I can’t imagine anything more cathartic, thrilling and necessary than being chased through the streets by jovial monsters during a breathtaki­ng bacchanal. I know, I know – I should probably download Headspace and just try a nice mindfulnes­s meditation session.

These festivals hold such appeal for me because it is this time of year – late winter or early spring, depending on one’s state of mind and calibre of window glazing – I find the most challengin­g. I know I’m not supposed to feel this way about spring. Spring is meant to be all about hope, positivity, the “green shoots of recovery”. But I grew up in Belfast, and spent my student years in Glasgow, so my enduring impression of spring is day after day of dashed hope, thwarted plans, increasing­ly manic longing, being told by fashion magazines to dress in floral frocks and picnic in fields – when I’m still dressed in a duvet eating heavily discounted Tesco stollen. T S Eliot wrote that “April is the cruelest month”, and I certainly find spring’s pernicious gaslightin­g and enforced positivity tough-going. I prefer the humility and grunting self-deprecatio­n of a British autumn and winter.

So in recent years, out of concern for my family, friends and co-workers, I’ve made February-April the months when I endeavour to travel abroad. I’m content in the UK from May until late January, but spring is the season when I’d try to visit my sister and her family in California. Closer to home, I might take myself on excursions to comparativ­ely sun-kissed and charismati­c cities such as Naples, or Seville. But this year, spring and I are stuck with each other. Right now it feels as stilted and passionles­s as an arranged marriage between two Jane Austen characters. But if I’m to make it through this lockdown with any friends and job prospects, I know I need to learn to love spring.

The lockdown has made it easier for me to find things I find attractive about this incoming spring. When I worked in an office, the extra hour or two of daylight in late afternoon made no material difference to me. I was holding out for the 9pm sunsets of summer, thanks. This year, I’m thrilled I can dash out for a walk with a friend at 4pm without it feeling like an illicit midnight rendezvous. This is quite the lifestyle upgrade. At this time of year, it’s perfectly possible to catch the sunrise and the sunset, a nice way to bookend my day, and punctuate another day of lockdown life.

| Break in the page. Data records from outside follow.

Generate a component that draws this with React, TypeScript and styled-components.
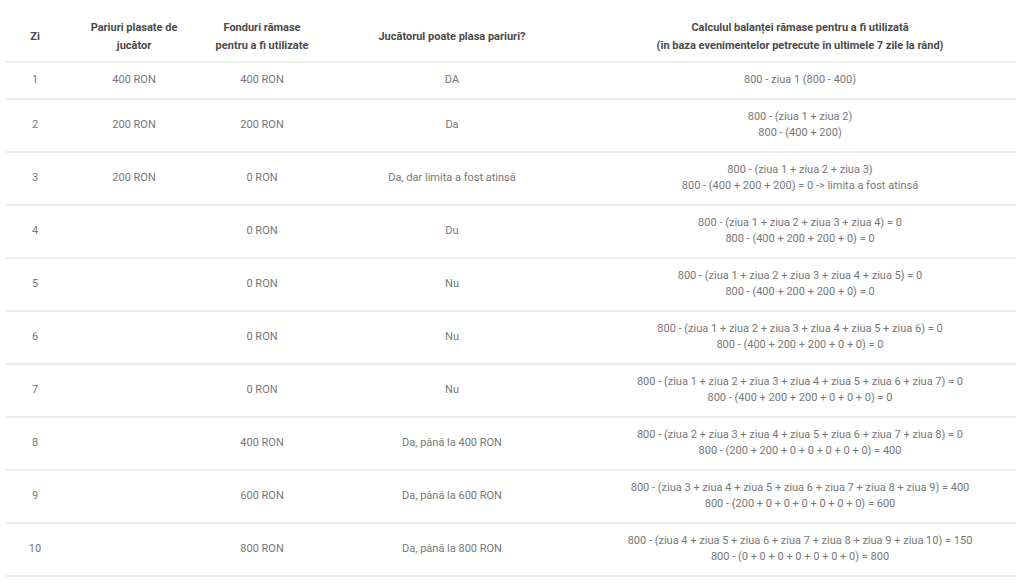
import React from "react";
import styled, { createGlobalStyle } from "styled-components";

const Global = createGlobalStyle`
  html, body { margin: 0; padding: 0; background: #fff; }
  body { font-family: Roboto, "Noto Sans", Arial, sans-serif; }
`;

const Page = styled.div`
  padding: 9px 8px 0 6px;
`;

const Table = styled.table`
  width: 1010px;
  border-collapse: collapse;
  table-layout: fixed;
  font-size: 11px;
`;

const HeadCell = styled.th`
  font-weight: 700;
  color: #4a4a4a;
  line-height: 18px;
  padding: 10px 4px 6px;
  text-align: center;
  vertical-align: middle;
  border-bottom: 2px solid #ececec;
`;

const Row = styled.tr`
  border-bottom: 2px solid #ececec;
`;

const Cell = styled.td`
  color: #777;
  line-height: 16.5px;
  padding: 9px 4px;
  text-align: center;
  vertical-align: middle;
  white-space: nowrap;
`;

const Line = styled.div``;

type R = { zi: string; plasate: string; fonduri: string; poate: string; calc: string[] };

const rows: R[] = [
  { zi: "1", plasate: "400 RON", fonduri: "400 RON", poate: "DA", calc: ["800 - ziua 1 (800 - 400)"] },
  { zi: "2", plasate: "200 RON", fonduri: "200 RON", poate: "Da", calc: ["800 - (ziua 1 + ziua 2)", "800 - (400 + 200)"] },
  { zi: "3", plasate: "200 RON", fonduri: "0 RON", poate: "Da, dar limita a fost atinsă", calc: ["800 - (ziua 1 + ziua 2 + ziua 3)", "800 - (400 + 200 + 200) = 0 -> limita a fost atinsă"] },
  { zi: "4", plasate: "", fonduri: "0 RON", poate: "Du", calc: ["800 - (ziua 1 + ziua 2 + ziua 3 + ziua 4) = 0", "800 - (400 + 200 + 200 + 0) = 0"] },
  { zi: "5", plasate: "", fonduri: "0 RON", poate: "Nu", calc: ["800 - (ziua 1 + ziua 2 + ziua 3 + ziua 4 + ziua 5) = 0", "800 - (400 + 200 + 200 + 0) = 0"] },
  { zi: "6", plasate: "", fonduri: "0 RON", poate: "Nu", calc: ["800 - (ziua 1 + ziua 2 + ziua 3 + ziua 4 + ziua 5 + ziua 6) = 0", "800 - (400 + 200 + 200 + 0 + 0) = 0"] },
  { zi: "7", plasate: "", fonduri: "0 RON", poate: "Nu", calc: ["800 - (ziua 1 + ziua 2 + ziua 3 + ziua 4 + ziua 5 + ziua 6 + ziua 7) = 0", "800 - (400 + 200 + 200 + 0 + 0 + 0) = 0"] },
  { zi: "8", plasate: "", fonduri: "400 RON", poate: "Da, până la 400 RON", calc: ["800 - (ziua 2 + ziua 3 + ziua 4 + ziua 5 + ziua 6 + ziua 7 + ziua 8) = 0", "800 - (200 + 200 + 0 + 0 + 0 + 0 + 0) = 400"] },
  { zi: "9", plasate: "", fonduri: "600 RON", poate: "Da, până la 600 RON", calc: ["800 - (ziua 3 + ziua 4 + ziua 5 + ziua 6 + ziua 7 + ziua 8 + ziua 9) = 400", "800 - (200 + 0 + 0 + 0 + 0 + 0 + 0) = 600"] },
  { zi: "10", plasate: "", fonduri: "800 RON", poate: "Da, până la 800 RON", calc: ["800 - (ziua 4 + ziua 5 + ziua 6 + ziua 7 + ziua 8 + ziua 9 + ziua 10) = 150", "800 - (0 + 0 + 0 + 0 + 0 + 0 + 0) = 800"] },
];

export default function App() {
  return (
    <>
      <Global />
      <Page>
        <Table>
          <colgroup>
            <col style={{ width: 58 }} />
            <col style={{ width: 140 }} />
            <col style={{ width: 116 }} />
            <col style={{ width: 264 }} />
            <col style={{ width: 432 }} />
          </colgroup>
          <thead>
            <tr>
              <HeadCell>Zi</HeadCell>
              <HeadCell>Pariuri plasate de<br />jucător</HeadCell>
              <HeadCell>Fonduri rămase<br />pentru a fi utilizate</HeadCell>
              <HeadCell>Jucătorul poate plasa pariuri?</HeadCell>
              <HeadCell>
                Calculul balanței rămase pentru a fi utilizată<br />
                (în baza evenimentelor petrecute în ultimele 7 zile la rând)
              </HeadCell>
            </tr>
          </thead>
          <tbody>
            {rows.map((r) => (
              <Row key={r.zi}>
                <Cell>{r.zi}</Cell>
                <Cell>{r.plasate}</Cell>
                <Cell>{r.fonduri}</Cell>
                <Cell>{r.poate}</Cell>
                <Cell>
                  {r.calc.map((c, i) => (
                    <Line key={i}>{c}</Line>
                  ))}
                </Cell>
              </Row>
            ))}
          </tbody>
        </Table>
      </Page>
    </>
  );
}
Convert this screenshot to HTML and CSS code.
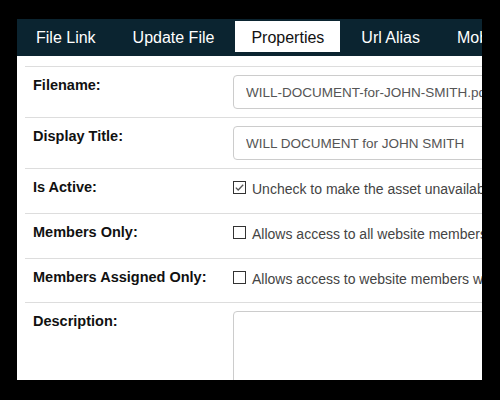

And since I do the same walk virtually every day, I’ve noticed small changes in my natural surroundin­gs. I’m not a Maasai tracker yet, but I can certainly spot when a nice new yellow or blue flower pops up where back in summer there used to be a pink one! Even if I’m not convinced that spring is all its cracked up to be, Nature certainly is, so perhaps I should stop moaning.

But of course, the reason I find spring hard to love is because I find false hope so exhausting and unrewarded pluck so provoking. It was far easier to run away. This year, on all levels, I’m having to face the music and give nature the respect it deserves. Perhaps, next year, we can get monster costumes involved.